The name Taekwondo comes from the Korean word “Tae,” meaning foot, the term “Kwon,” meaning fist and the word”Do” meaning way of. The literal translation of Taekwondo means “the way of the foot and fist.” The name Taekwondo has only been used since 1955 while the arts’ roots began 2,300 years ago in Korea. Known as a way of life and a martial arts practice, Taekwondo’s evolution was a direct result of the happenings in Korea/ The knowledge of the history of Taekwondo is an essential step in understanding Taekwondo.
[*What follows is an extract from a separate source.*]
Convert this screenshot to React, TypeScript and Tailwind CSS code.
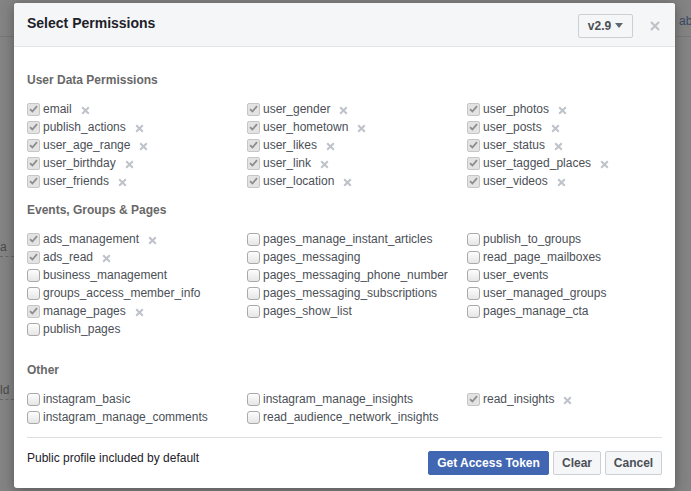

Korean history begins in 2333 B.C when the national founder, Tangun, founded Old Korea at Asadal. In 6th century A.D, what we now know the Koran peninsula was divided into three kingdoms; Silla, Paekje, and Koguryo. Koguryo was the largest kingdom, and it occupied the southern section of Manchuria and the northern section of the Korean peninsula. Archeologists discovered ancient pottery and markings depicting individuals fighting or taking protective stances. In which we can get some of the first markers of some amount of fighting being used.
Fast-forwarding to the early 1900’s we see more recorded proof of the martial arts practice becoming regulated. Japanese control hindered what martial arts could be practiced in Korea, but after the defeat of Japan in WW II, Korean citizens were free to practice again. Within Korea, there were five primary martial art academies or Kwans. They were named Changmu Kwan, Chungdo Kwan, Mooduk Kwan, Jido Kwan, and Songmu Kwan.
On May 28, 1973 the World Taekwondo Federation was officially established at the Kukkiwon by founder Dr. Un Yon Kim. Located in Seoul, Korea, the World Taekwondo Federation is the governing body which preserves Taekwondo’s roots. They also facilitate development, controls the testing process, and encourages the study of Taekwondo all over the world.